Итак, истоки русского символизма разные авторы определяют различно. Если Мережковский и Венгеров находят их в «исконных» национальных началах (религия, «героизм»), то Брюсов и Аничков находят их на Западе (и тоже по-разному: Брюсов — в мастерстве, Аничков — в мистике). Но это все — люди старшего поколения. А как отвечали на этот вопрос младосимволисты?

Вяч. Иванов, признавая «международную общность» символизма, считает, однако, западное влияние на русских поэтов «поверхностным, юношески непродуманным и, по существу, мало плодотворным». Причем влияние это коснулось, по его мнению, лишь старшего поколения и лишь в «короткий промежуток чистого эстетизма, нигилистического по миросозерцанию, эклектического по вкусу и болезненного по психологии». Но затем, в «синтетический момент» развития русского символизма, представленного теургами, которые со всей силой выразили «религиозную реакцию нашего национального гения против волны иконоборческого материализма», — этого уже не было. И в этом позднейшем, «истинном символизме» — «все подлинное и жизнеспособное уходит корнями в русскую почву».

Представляют же эти национальные начала родной «почвы», не говоря о Достоевском, поэты Вл. Соловьев, Фет и Тютчев — «истинный родоначальник нашего символизма». А их — в прошлом — «окружают»: Жуковский («мистическая душевность»), Пушкин («Пушкинский Поэт помнит свое назначение — быть религиозным устроителем жизни, истолкователем и укрепителем божественной связи сущего, теургом»), Баратынский («открывающий тайную книгу души»), Гоголь, Лермонтов — «первый в русской поэзии затрепетавший предчувствием символа символов — Вечной Женственности», и т. п. Так русский символизм и в своих истоках, а еще более того, как в этом убежден Вяч. Иванов, в будущем предназначен «выразить заветную святыню нашей народной души».

Андрей Белый, по сути дела, приходит к тем же выводам: русский символизм — глубоко национальное явление, продолжение дела всей русской литературы. Но Белый в большой степени признает и западные влияния, хотя своеобразно переработанные.

Концепция общего развития литературы наиболее отчетливо дана Белым в статьях «Символизм, как миропонимание» (1903) и «Настоящее и будущее русской литературы» (1910).
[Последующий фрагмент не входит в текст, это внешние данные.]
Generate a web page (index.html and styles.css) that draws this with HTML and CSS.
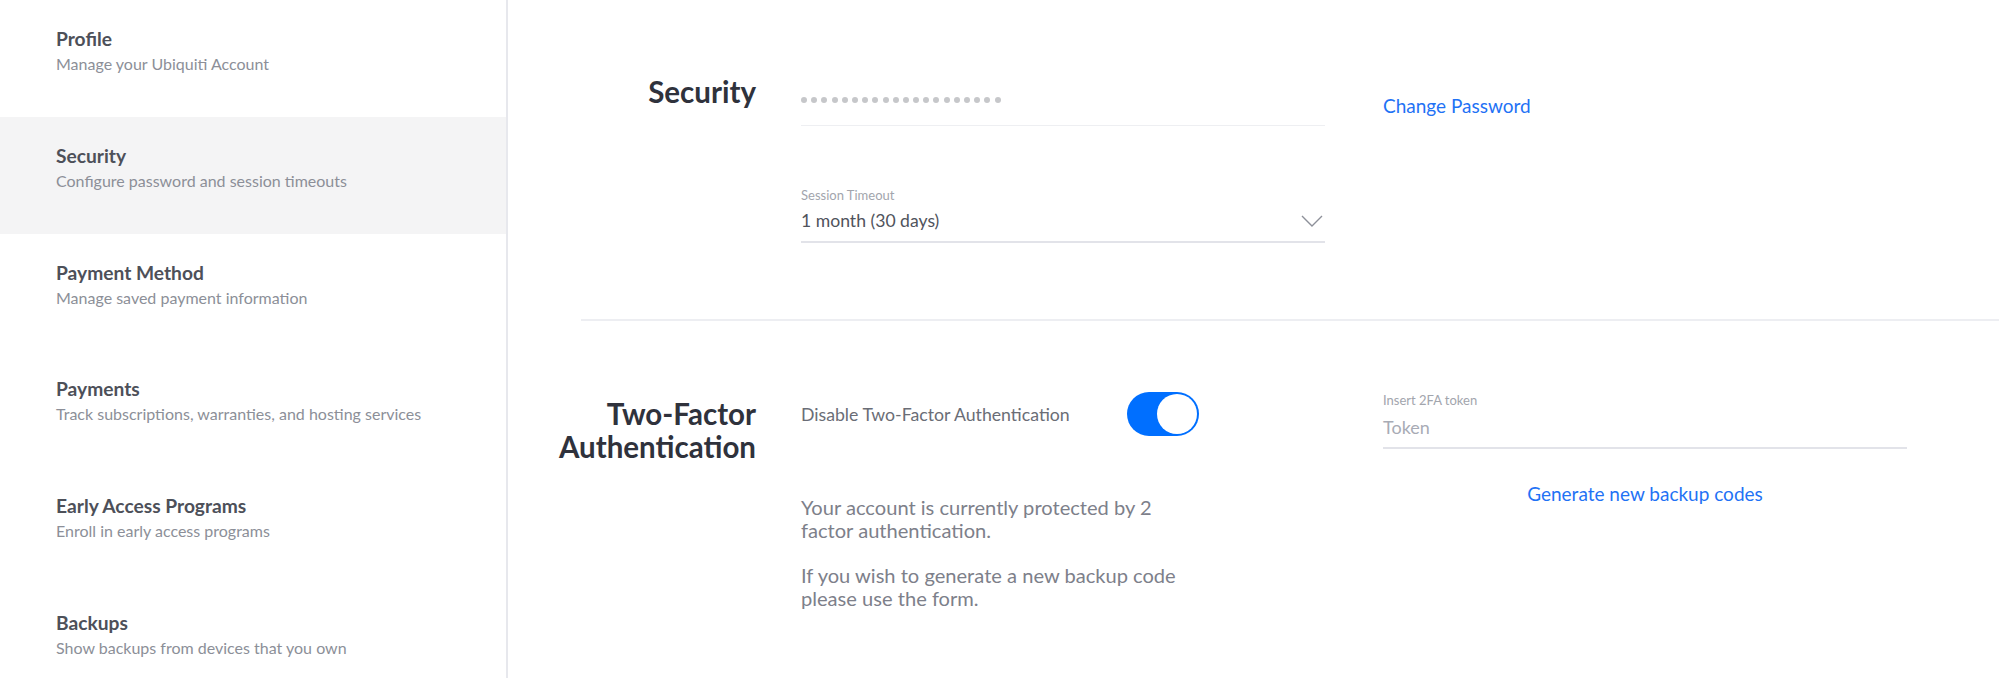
FILE: index.html
```html
<!DOCTYPE html>
<html lang="en">
<head>
<meta charset="utf-8">
<title>Security</title>
<link rel="stylesheet" href="styles.css">
</head>
<body>
<div class="page">
  <nav class="sidebar">
    <a class="nav-item">
      <div class="nav-title">Profile</div>
      <div class="nav-sub">Manage your Ubiquiti Account</div>
    </a>
    <a class="nav-item active">
      <div class="nav-title">Security</div>
      <div class="nav-sub">Configure password and session timeouts</div>
    </a>
    <a class="nav-item">
      <div class="nav-title">Payment Method</div>
      <div class="nav-sub">Manage saved payment information</div>
    </a>
    <a class="nav-item">
      <div class="nav-title">Payments</div>
      <div class="nav-sub">Track subscriptions, warranties, and hosting services</div>
    </a>
    <a class="nav-item">
      <div class="nav-title">Early Access Programs</div>
      <div class="nav-sub">Enroll in early access programs</div>
    </a>
    <a class="nav-item">
      <div class="nav-title">Backups</div>
      <div class="nav-sub">Show backups from devices that you own</div>
    </a>
  </nav>

  <main class="main">
    <section class="section section-security">
      <h2 class="section-title">Security</h2>
      <div class="section-body">
        <div class="password-field">
          <span class="dots">
            <i></i><i></i><i></i><i></i><i></i><i></i><i></i><i></i><i></i><i></i>
            <i></i><i></i><i></i><i></i><i></i><i></i><i></i><i></i><i></i><i></i>
          </span>
        </div>
        <div class="select-field">
          <div class="field-label">Session Timeout</div>
          <div class="select">
            <span class="select-value">1 month (30 days)</span>
            <svg class="chevron" width="22" height="12" viewBox="0 0 22 12"><path d="M1 1 L11 11 L21 1" fill="none" stroke="#8d9099" stroke-width="1.4"/></svg>
          </div>
        </div>
      </div>
      <div class="section-aside">
        <a class="link change-pw">Change Password</a>
      </div>
    </section>

    <div class="divider"></div>

    <section class="section section-tfa">
      <h2 class="section-title tfa-title">Two-Factor Authentication</h2>
      <div class="section-body tfa-body">
        <div class="toggle-row">
          <span class="toggle-label">Disable Two-Factor Authentication</span>
          <span class="toggle"><span class="knob"></span></span>
        </div>
        <p class="info first">Your account is currently protected by 2 factor authentication.</p>
        <p class="info">If you wish to generate a new backup code please use the form.</p>
      </div>
      <div class="section-aside tfa-aside">
        <div class="token-field">
          <div class="field-label">Insert 2FA token</div>
          <div class="token-input">Token</div>
        </div>
        <a class="link generate">Generate new backup codes</a>
      </div>
    </section>
  </main>
</div>
</body>
</html>
```

FILE: styles.css
```css
* { box-sizing: border-box; }

html, body {
  margin: 0;
  padding: 0;
  background: #ffffff;
}

body {
  font-family: Lato, "Open Sans", "Liberation Sans", sans-serif;
  color: #50535c;
  overflow: hidden;
}

.page {
  display: flex;
  min-height: 100vh;
}

/* Sidebar */
.sidebar {
  width: 508px;
  flex-shrink: 0;
  border-right: 2px solid #e7e8ed;
  min-height: 100vh;
  display: flex;
  flex-direction: column;
}

.nav-item {
  display: block;
  height: 116.8px;
  flex-shrink: 0;
  padding: 27px 0 0 56px;
  text-decoration: none;
}

.nav-item.active {
  background: #f4f4f5;
}

.nav-title {
  font-size: 19.2px;
  line-height: 24px;
  font-weight: 700;
  color: #4d5059;
}

.nav-sub {
  margin-top: 2px;
  font-size: 16px;
  line-height: 22px;
  color: #8c8f98;
}

/* Main */
.main {
  flex: 1;
  padding-left: 18px;
  min-width: 0;
}

.section {
  display: flex;
  align-items: flex-start;
}

.section-security {
  padding-top: 75px;
}

.section-title {
  width: 230px;
  margin: 0 45px 0 0;
  text-align: right;
  font-size: 29.5px;
  line-height: 34px;
  font-weight: 700;
  color: #2f323c;
  flex-shrink: 0;
}

.section-body {
  width: 524px;
  flex-shrink: 0;
}

.section-aside {
  width: 524px;
  margin-left: 58px;
  flex-shrink: 0;
}

.password-field {
  height: 51px;
  border-bottom: 1px solid #eeeff2;
  display: flex;
  align-items: center;
}

.dots {
  display: flex;
  gap: 4.2px;
  padding-bottom: 1px;
}

.dots i {
  display: block;
  width: 6px;
  height: 6px;
  border-radius: 50%;
  background: #c6c7ca;
}

.select-field {
  margin-top: 62px;
}

.field-label {
  font-size: 13px;
  line-height: 15px;
  color: #a2a5ad;
}

.select {
  margin-top: 6px;
  display: flex;
  justify-content: space-between;
  align-items: center;
  height: 34px;
  padding-bottom: 8px;
  border-bottom: 2px solid #e2e3e9;
}

.select-value {
  font-size: 17.6px;
  line-height: 24px;
  color: #50535c;
}

.chevron {
  margin-right: 2px;
  display: block;
}

.link {
  display: inline-block;
  font-size: 19px;
  line-height: 24px;
  color: #1f72f5;
  text-decoration: none;
}

.change-pw {
  margin-top: 19px;
}

.divider {
  margin-top: 76px;
  margin-left: 55px;
  height: 2px;
  background: #edeef2;
}

/* Two factor */
.section-tfa {
  margin-top: 71px;
}

.tfa-title {
  margin-top: 5px;
  line-height: 33px;
}

.tfa-body {
  width: 524px;
}

.toggle-row {
  width: 398px;
  display: flex;
  align-items: center;
  justify-content: space-between;
  height: 44px;
}

.toggle-label {
  font-size: 17.7px;
  line-height: 22px;
  color: #6a6d76;
  padding-top: 2px;
}

.toggle {
  width: 72px;
  height: 44px;
  border-radius: 22px;
  background: #006fff;
  display: flex;
  justify-content: flex-end;
  align-items: center;
  padding: 2px;
}

.knob {
  width: 40px;
  height: 40px;
  border-radius: 50%;
  background: #ffffff;
}

.info {
  width: 398px;
  margin: 22px 0 0 0;
  font-size: 20.1px;
  line-height: 23px;
  color: #7d808a;
}

.info.first {
  margin-top: 60px;
}

.tfa-aside {
  display: flex;
  flex-direction: column;
  align-items: center;
}

.token-field {
  width: 100%;
  margin-top: 1px;
}

.token-input {
  margin-top: 7px;
  font-size: 18px;
  line-height: 24px;
  color: #a8abb5;
  padding-bottom: 8px;
  border-bottom: 2px solid #e2e3e9;
}

.generate {
  margin-top: 33px;
}
```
В первой статье «Восток» (Россия) принимает (в лице русского символизма) индивидуалистическую «великую мудрость» Ибсена и особенно Ницше, но при этом религиозно-мистически ее переосмысливает.

Однако задача не ограничивается переработкой ницшеанства. Как высшая ступень символизма теургия уже не ограничивается «показом во временном — вечного: здесь уже речь идет о воплощении Вечности путем преображения воскресшей личности. Личность — храм божий, в который вселяется господь». А для выполнения такой задачи, указывает Белый, надо «идти там, где остановился Ницше», и необходимо еще «считаться с теософским освещением вопросов бытия и не идти в разрез с исторической церковью».

Переводя слова Белого с мистического на обычный язык, можно сказать так: истинный символизм в лице теургов, но Белому, принимает «мудрость» не только Ницше (и близких ему западных писателей) — он принимает также западных теософов. Но только все это переосмысливается на основе «национально-русской» теургической мистики.

В более поздней статье («Настоящее и будущее литературы») та же, по существу, концепция национально-религиозной переработки Запада дается уже в более широких масштабах и иллюстрируется литературным материалом.

Байрон, Гете и Ницше, пишет Белый, выражают «три стадии западно-европейского индивидуализма: личность бунтует в Байроне; личность побеждает мир в лице Гете; Ницше срывает с Гете олимпийскую тогу, видит новое небо и землю, но бросается в пропасть... Музыка Заратустры — тревожный молитвенный крик, обуреваемый кощунством». Запад, стало быть, не преодолевает индивидуализма.